-- BEGIN --
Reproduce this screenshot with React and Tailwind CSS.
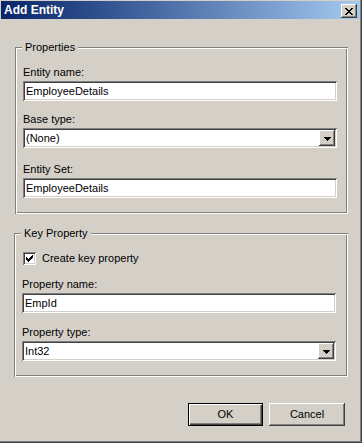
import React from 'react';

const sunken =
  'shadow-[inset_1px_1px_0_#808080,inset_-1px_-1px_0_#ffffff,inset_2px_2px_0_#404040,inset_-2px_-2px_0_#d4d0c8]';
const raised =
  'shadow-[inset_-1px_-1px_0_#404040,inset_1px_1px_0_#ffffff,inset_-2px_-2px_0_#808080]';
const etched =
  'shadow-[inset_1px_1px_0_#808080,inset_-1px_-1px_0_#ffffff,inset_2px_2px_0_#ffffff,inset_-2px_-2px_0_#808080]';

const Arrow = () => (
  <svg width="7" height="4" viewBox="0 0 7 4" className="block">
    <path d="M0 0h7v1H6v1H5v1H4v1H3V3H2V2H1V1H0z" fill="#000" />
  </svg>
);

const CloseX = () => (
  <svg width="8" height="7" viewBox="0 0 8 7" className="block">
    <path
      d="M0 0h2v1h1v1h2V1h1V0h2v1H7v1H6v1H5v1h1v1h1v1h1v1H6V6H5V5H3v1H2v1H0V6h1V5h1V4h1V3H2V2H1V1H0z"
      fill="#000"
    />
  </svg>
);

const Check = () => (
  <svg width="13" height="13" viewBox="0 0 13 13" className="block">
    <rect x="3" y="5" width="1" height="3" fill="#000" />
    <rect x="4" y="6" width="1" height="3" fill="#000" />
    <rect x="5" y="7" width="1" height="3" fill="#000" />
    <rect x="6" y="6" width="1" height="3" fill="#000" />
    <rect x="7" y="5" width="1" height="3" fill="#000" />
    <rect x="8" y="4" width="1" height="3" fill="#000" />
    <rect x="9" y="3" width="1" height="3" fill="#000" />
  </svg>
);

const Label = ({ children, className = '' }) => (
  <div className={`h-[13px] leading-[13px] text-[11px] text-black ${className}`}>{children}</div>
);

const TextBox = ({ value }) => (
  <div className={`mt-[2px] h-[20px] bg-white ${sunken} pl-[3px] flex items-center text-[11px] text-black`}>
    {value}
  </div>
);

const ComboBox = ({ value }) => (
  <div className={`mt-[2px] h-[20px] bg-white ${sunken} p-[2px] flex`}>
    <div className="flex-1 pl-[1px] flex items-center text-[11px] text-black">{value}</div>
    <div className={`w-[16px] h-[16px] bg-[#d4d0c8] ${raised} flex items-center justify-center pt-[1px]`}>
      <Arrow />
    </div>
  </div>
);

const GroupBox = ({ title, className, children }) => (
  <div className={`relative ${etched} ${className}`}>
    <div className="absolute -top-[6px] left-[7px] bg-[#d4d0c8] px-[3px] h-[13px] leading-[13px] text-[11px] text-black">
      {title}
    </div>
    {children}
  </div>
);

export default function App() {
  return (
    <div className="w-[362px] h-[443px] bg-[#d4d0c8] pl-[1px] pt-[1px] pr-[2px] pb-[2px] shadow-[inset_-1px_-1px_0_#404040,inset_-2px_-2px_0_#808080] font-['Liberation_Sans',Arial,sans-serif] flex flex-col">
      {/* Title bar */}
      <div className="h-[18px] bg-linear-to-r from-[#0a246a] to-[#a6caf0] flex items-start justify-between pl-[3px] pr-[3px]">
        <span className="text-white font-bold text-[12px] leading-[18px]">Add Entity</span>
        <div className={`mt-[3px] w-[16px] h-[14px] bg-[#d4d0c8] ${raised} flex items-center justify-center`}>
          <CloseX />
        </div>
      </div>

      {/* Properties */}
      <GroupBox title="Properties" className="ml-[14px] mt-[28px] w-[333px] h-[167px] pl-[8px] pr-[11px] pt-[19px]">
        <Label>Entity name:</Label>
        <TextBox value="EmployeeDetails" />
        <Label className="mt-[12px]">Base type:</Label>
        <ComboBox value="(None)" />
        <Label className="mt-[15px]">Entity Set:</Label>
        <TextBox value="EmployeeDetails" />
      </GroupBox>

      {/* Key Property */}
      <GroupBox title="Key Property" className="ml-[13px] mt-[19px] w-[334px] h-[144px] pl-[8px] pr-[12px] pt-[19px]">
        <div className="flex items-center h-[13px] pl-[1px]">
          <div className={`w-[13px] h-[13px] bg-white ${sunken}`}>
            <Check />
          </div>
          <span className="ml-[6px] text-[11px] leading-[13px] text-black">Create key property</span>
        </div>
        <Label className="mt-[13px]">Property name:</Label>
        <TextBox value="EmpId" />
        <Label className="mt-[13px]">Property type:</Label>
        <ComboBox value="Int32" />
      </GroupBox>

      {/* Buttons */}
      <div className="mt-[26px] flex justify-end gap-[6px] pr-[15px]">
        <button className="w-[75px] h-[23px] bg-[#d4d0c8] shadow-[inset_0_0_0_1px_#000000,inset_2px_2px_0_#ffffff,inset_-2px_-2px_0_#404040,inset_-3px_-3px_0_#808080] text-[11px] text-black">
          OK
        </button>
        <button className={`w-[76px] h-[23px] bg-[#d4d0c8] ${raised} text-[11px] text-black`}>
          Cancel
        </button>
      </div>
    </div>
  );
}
-- END --
§ **The request**: Quote the data exactly, leaving every image out of the copy.

§ **Result for this task**:
Reproduce this screenshot with React and Tailwind CSS.
import React from 'react';

const sunken =
  'shadow-[inset_1px_1px_0_#808080,inset_-1px_-1px_0_#ffffff,inset_2px_2px_0_#404040,inset_-2px_-2px_0_#d4d0c8]';
const raised =
  'shadow-[inset_-1px_-1px_0_#404040,inset_1px_1px_0_#ffffff,inset_-2px_-2px_0_#808080]';
const etched =
  'shadow-[inset_1px_1px_0_#808080,inset_-1px_-1px_0_#ffffff,inset_2px_2px_0_#ffffff,inset_-2px_-2px_0_#808080]';

const Arrow = () => (
  <svg width="7" height="4" viewBox="0 0 7 4" className="block">
    <path d="M0 0h7v1H6v1H5v1H4v1H3V3H2V2H1V1H0z" fill="#000" />
  </svg>
);

const CloseX = () => (
  <svg width="8" height="7" viewBox="0 0 8 7" className="block">
    <path
      d="M0 0h2v1h1v1h2V1h1V0h2v1H7v1H6v1H5v1h1v1h1v1h1v1H6V6H5V5H3v1H2v1H0V6h1V5h1V4h1V3H2V2H1V1H0z"
      fill="#000"
    />
  </svg>
);

const Check = () => (
  <svg width="13" height="13" viewBox="0 0 13 13" className="block">
    <rect x="3" y="5" width="1" height="3" fill="#000" />
    <rect x="4" y="6" width="1" height="3" fill="#000" />
    <rect x="5" y="7" width="1" height="3" fill="#000" />
    <rect x="6" y="6" width="1" height="3" fill="#000" />
    <rect x="7" y="5" width="1" height="3" fill="#000" />
    <rect x="8" y="4" width="1" height="3" fill="#000" />
    <rect x="9" y="3" width="1" height="3" fill="#000" />
  </svg>
);

const Label = ({ children, className = '' }) => (
  <div className={`h-[13px] leading-[13px] text-[11px] text-black ${className}`}>{children}</div>
);

const TextBox = ({ value }) => (
  <div className={`mt-[2px] h-[20px] bg-white ${sunken} pl-[3px] flex items-center text-[11px] text-black`}>
    {value}
  </div>
);

const ComboBox = ({ value }) => (
  <div className={`mt-[2px] h-[20px] bg-white ${sunken} p-[2px] flex`}>
    <div className="flex-1 pl-[1px] flex items-center text-[11px] text-black">{value}</div>
    <div className={`w-[16px] h-[16px] bg-[#d4d0c8] ${raised} flex items-center justify-center pt-[1px]`}>
      <Arrow />
    </div>
  </div>
);

const GroupBox = ({ title, className, children }) => (
  <div className={`relative ${etched} ${className}`}>
    <div className="absolute -top-[6px] left-[7px] bg-[#d4d0c8] px-[3px] h-[13px] leading-[13px] text-[11px] text-black">
      {title}
    </div>
    {children}
  </div>
);

export default function App() {
  return (
    <div className="w-[362px] h-[443px] bg-[#d4d0c8] pl-[1px] pt-[1px] pr-[2px] pb-[2px] shadow-[inset_-1px_-1px_0_#404040,inset_-2px_-2px_0_#808080] font-['Liberation_Sans',Arial,sans-serif] flex flex-col">
      {/* Title bar */}
      <div className="h-[18px] bg-linear-to-r from-[#0a246a] to-[#a6caf0] flex items-start justify-between pl-[3px] pr-[3px]">
        <span className="text-white font-bold text-[12px] leading-[18px]">Add Entity</span>
        <div className={`mt-[3px] w-[16px] h-[14px] bg-[#d4d0c8] ${raised} flex items-center justify-center`}>
          <CloseX />
        </div>
      </div>

      {/* Properties */}
      <GroupBox title="Properties" className="ml-[14px] mt-[28px] w-[333px] h-[167px] pl-[8px] pr-[11px] pt-[19px]">
        <Label>Entity name:</Label>
        <TextBox value="EmployeeDetails" />
        <Label className="mt-[12px]">Base type:</Label>
        <ComboBox value="(None)" />
        <Label className="mt-[15px]">Entity Set:</Label>
        <TextBox value="EmployeeDetails" />
      </GroupBox>

      {/* Key Property */}
      <GroupBox title="Key Property" className="ml-[13px] mt-[19px] w-[334px] h-[144px] pl-[8px] pr-[12px] pt-[19px]">
        <div className="flex items-center h-[13px] pl-[1px]">
          <div className={`w-[13px] h-[13px] bg-white ${sunken}`}>
            <Check />
          </div>
          <span className="ml-[6px] text-[11px] leading-[13px] text-black">Create key property</span>
        </div>
        <Label className="mt-[13px]">Property name:</Label>
        <TextBox value="EmpId" />
        <Label className="mt-[13px]">Property type:</Label>
        <ComboBox value="Int32" />
      </GroupBox>

      {/* Buttons */}
      <div className="mt-[26px] flex justify-end gap-[6px] pr-[15px]">
        <button className="w-[75px] h-[23px] bg-[#d4d0c8] shadow-[inset_0_0_0_1px_#000000,inset_2px_2px_0_#ffffff,inset_-2px_-2px_0_#404040,inset_-3px_-3px_0_#808080] text-[11px] text-black">
          OK
        </button>
        <button className={`w-[76px] h-[23px] bg-[#d4d0c8] ${raised} text-[11px] text-black`}>
          Cancel
        </button>
      </div>
    </div>
  );
}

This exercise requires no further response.